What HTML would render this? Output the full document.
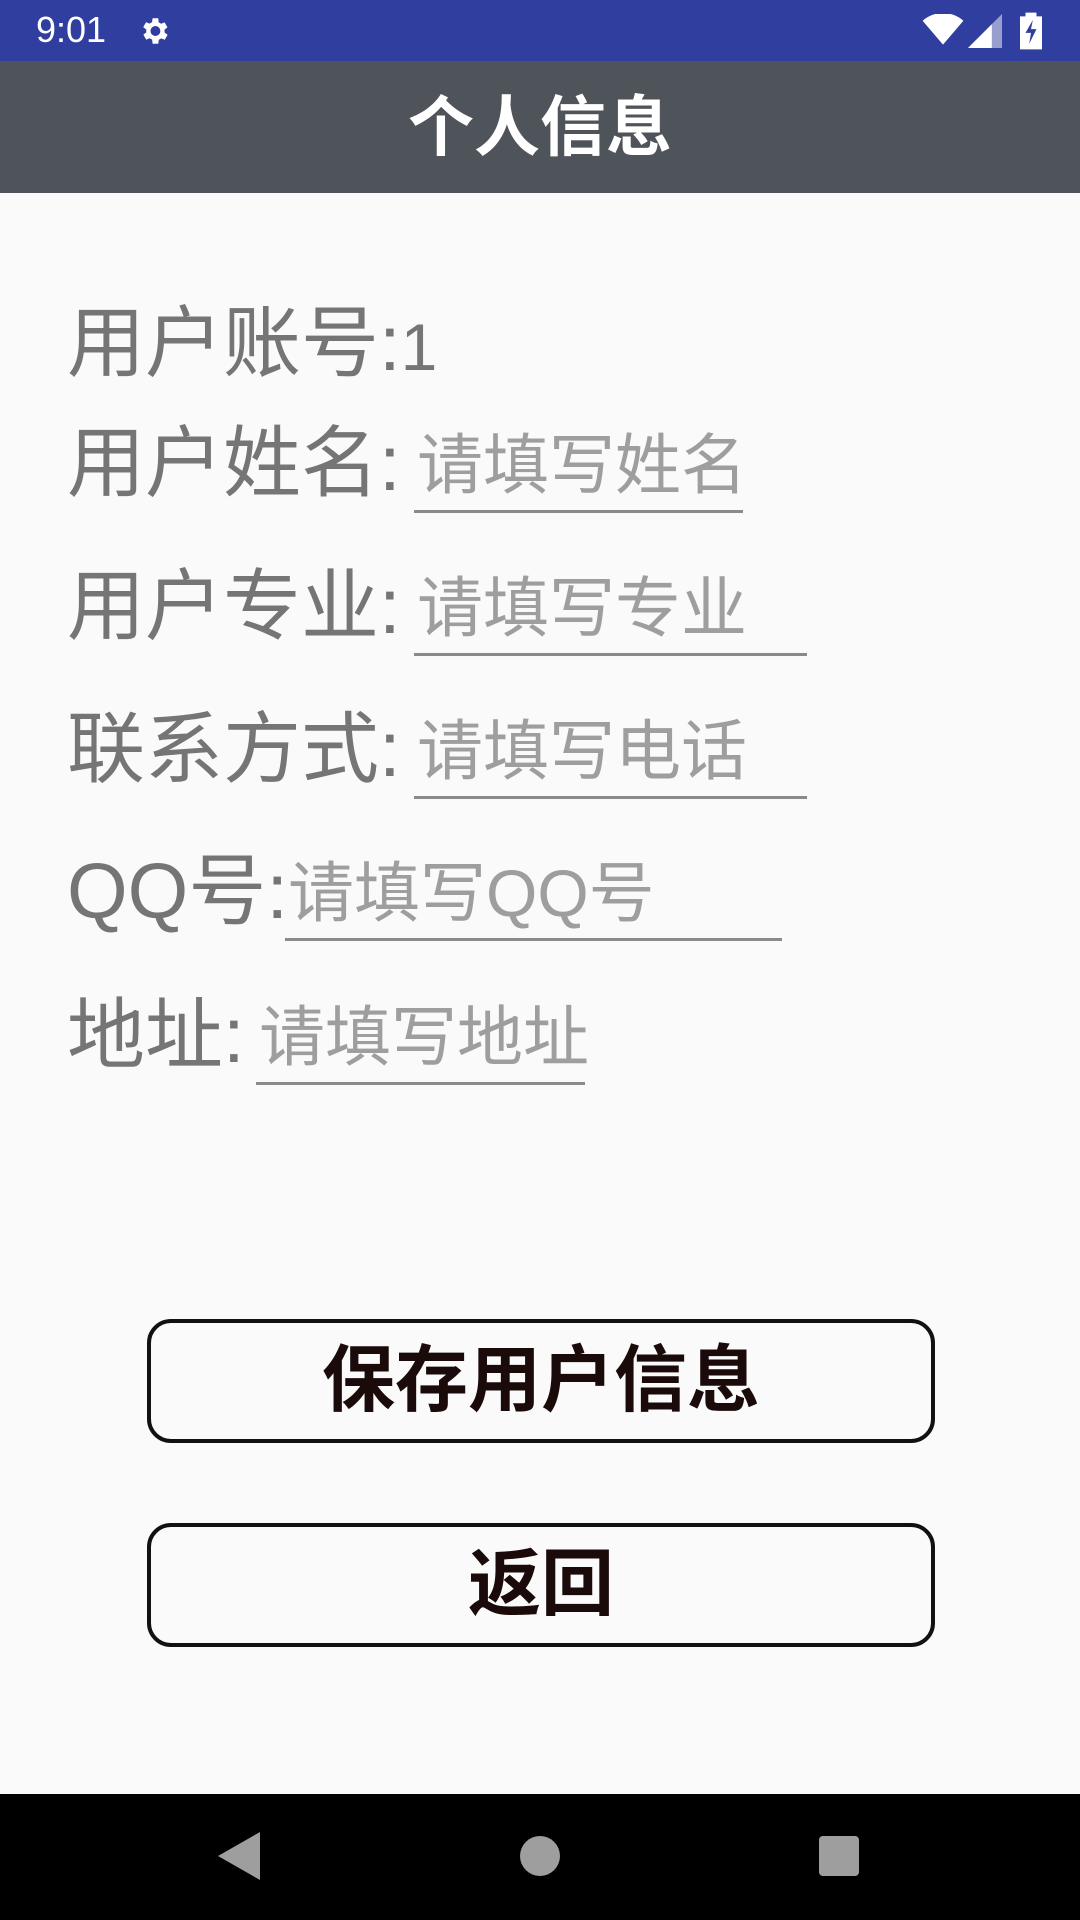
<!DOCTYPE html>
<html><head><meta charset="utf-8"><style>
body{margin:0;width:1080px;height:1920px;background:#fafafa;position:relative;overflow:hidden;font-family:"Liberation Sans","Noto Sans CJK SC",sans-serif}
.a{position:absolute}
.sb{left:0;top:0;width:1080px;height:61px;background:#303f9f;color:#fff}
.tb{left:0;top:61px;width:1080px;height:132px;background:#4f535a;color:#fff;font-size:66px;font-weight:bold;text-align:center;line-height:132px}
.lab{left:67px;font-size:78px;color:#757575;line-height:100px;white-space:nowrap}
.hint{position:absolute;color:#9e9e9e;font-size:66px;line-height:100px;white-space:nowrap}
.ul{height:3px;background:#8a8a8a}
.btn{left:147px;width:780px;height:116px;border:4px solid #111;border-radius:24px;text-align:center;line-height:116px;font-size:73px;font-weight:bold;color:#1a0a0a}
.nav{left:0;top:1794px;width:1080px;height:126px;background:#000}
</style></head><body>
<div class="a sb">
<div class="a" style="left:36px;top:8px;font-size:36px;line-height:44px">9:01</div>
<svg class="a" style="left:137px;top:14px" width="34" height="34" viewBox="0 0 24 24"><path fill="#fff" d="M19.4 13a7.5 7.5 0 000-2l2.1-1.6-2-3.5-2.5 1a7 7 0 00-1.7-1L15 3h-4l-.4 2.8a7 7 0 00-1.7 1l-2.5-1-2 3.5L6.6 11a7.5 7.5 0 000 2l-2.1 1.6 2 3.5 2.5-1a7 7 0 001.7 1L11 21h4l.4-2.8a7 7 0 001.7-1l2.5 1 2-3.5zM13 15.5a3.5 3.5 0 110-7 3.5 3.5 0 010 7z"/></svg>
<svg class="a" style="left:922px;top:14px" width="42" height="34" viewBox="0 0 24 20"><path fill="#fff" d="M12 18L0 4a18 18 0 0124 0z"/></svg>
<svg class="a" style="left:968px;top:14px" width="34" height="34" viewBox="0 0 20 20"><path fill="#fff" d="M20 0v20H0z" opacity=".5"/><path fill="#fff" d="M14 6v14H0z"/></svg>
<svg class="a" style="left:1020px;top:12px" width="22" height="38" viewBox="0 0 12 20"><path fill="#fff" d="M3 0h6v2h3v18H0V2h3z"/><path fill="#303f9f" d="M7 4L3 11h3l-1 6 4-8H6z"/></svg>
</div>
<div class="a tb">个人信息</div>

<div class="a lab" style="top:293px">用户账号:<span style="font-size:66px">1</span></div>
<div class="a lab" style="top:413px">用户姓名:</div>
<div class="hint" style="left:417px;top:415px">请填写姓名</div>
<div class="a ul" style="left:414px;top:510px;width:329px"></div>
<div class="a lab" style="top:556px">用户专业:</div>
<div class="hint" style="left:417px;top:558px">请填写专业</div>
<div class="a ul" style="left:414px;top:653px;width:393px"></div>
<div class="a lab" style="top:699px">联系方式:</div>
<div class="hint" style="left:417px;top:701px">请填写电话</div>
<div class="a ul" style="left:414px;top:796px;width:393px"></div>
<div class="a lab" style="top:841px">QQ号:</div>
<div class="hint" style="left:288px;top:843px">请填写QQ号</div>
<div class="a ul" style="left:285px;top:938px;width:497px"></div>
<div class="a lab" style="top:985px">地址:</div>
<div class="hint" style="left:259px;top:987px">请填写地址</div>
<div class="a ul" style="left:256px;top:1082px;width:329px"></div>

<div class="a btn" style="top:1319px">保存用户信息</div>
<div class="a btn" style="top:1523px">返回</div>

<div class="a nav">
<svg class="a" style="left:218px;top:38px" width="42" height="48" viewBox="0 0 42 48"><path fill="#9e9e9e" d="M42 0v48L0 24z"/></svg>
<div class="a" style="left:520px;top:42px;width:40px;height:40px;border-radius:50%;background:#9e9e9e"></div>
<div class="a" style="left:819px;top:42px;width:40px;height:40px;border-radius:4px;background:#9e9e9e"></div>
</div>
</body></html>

• • • • •

» What to do
Output the data above without changes, apart from leaving out the pictures.

» Answer in full
What HTML would render this? Output the full document.
<!DOCTYPE html>
<html><head><meta charset="utf-8"><style>
body{margin:0;width:1080px;height:1920px;background:#fafafa;position:relative;overflow:hidden;font-family:"Liberation Sans","Noto Sans CJK SC",sans-serif}
.a{position:absolute}
.sb{left:0;top:0;width:1080px;height:61px;background:#303f9f;color:#fff}
.tb{left:0;top:61px;width:1080px;height:132px;background:#4f535a;color:#fff;font-size:66px;font-weight:bold;text-align:center;line-height:132px}
.lab{left:67px;font-size:78px;color:#757575;line-height:100px;white-space:nowrap}
.hint{position:absolute;color:#9e9e9e;font-size:66px;line-height:100px;white-space:nowrap}
.ul{height:3px;background:#8a8a8a}
.btn{left:147px;width:780px;height:116px;border:4px solid #111;border-radius:24px;text-align:center;line-height:116px;font-size:73px;font-weight:bold;color:#1a0a0a}
.nav{left:0;top:1794px;width:1080px;height:126px;background:#000}
</style></head><body>
<div class="a sb">
<div class="a" style="left:36px;top:8px;font-size:36px;line-height:44px">9:01</div>
<svg class="a" style="left:137px;top:14px" width="34" height="34" viewBox="0 0 24 24"><path fill="#fff" d="M19.4 13a7.5 7.5 0 000-2l2.1-1.6-2-3.5-2.5 1a7 7 0 00-1.7-1L15 3h-4l-.4 2.8a7 7 0 00-1.7 1l-2.5-1-2 3.5L6.6 11a7.5 7.5 0 000 2l-2.1 1.6 2 3.5 2.5-1a7 7 0 001.7 1L11 21h4l.4-2.8a7 7 0 001.7-1l2.5 1 2-3.5zM13 15.5a3.5 3.5 0 110-7 3.5 3.5 0 010 7z"/></svg>
<svg class="a" style="left:922px;top:14px" width="42" height="34" viewBox="0 0 24 20"><path fill="#fff" d="M12 18L0 4a18 18 0 0124 0z"/></svg>
<svg class="a" style="left:968px;top:14px" width="34" height="34" viewBox="0 0 20 20"><path fill="#fff" d="M20 0v20H0z" opacity=".5"/><path fill="#fff" d="M14 6v14H0z"/></svg>
<svg class="a" style="left:1020px;top:12px" width="22" height="38" viewBox="0 0 12 20"><path fill="#fff" d="M3 0h6v2h3v18H0V2h3z"/><path fill="#303f9f" d="M7 4L3 11h3l-1 6 4-8H6z"/></svg>
</div>
<div class="a tb">个人信息</div>

<div class="a lab" style="top:293px">用户账号:<span style="font-size:66px">1</span></div>
<div class="a lab" style="top:413px">用户姓名:</div>
<div class="hint" style="left:417px;top:415px">请填写姓名</div>
<div class="a ul" style="left:414px;top:510px;width:329px"></div>
<div class="a lab" style="top:556px">用户专业:</div>
<div class="hint" style="left:417px;top:558px">请填写专业</div>
<div class="a ul" style="left:414px;top:653px;width:393px"></div>
<div class="a lab" style="top:699px">联系方式:</div>
<div class="hint" style="left:417px;top:701px">请填写电话</div>
<div class="a ul" style="left:414px;top:796px;width:393px"></div>
<div class="a lab" style="top:841px">QQ号:</div>
<div class="hint" style="left:288px;top:843px">请填写QQ号</div>
<div class="a ul" style="left:285px;top:938px;width:497px"></div>
<div class="a lab" style="top:985px">地址:</div>
<div class="hint" style="left:259px;top:987px">请填写地址</div>
<div class="a ul" style="left:256px;top:1082px;width:329px"></div>

<div class="a btn" style="top:1319px">保存用户信息</div>
<div class="a btn" style="top:1523px">返回</div>

<div class="a nav">
<svg class="a" style="left:218px;top:38px" width="42" height="48" viewBox="0 0 42 48"><path fill="#9e9e9e" d="M42 0v48L0 24z"/></svg>
<div class="a" style="left:520px;top:42px;width:40px;height:40px;border-radius:50%;background:#9e9e9e"></div>
<div class="a" style="left:819px;top:42px;width:40px;height:40px;border-radius:4px;background:#9e9e9e"></div>
</div>
</body></html>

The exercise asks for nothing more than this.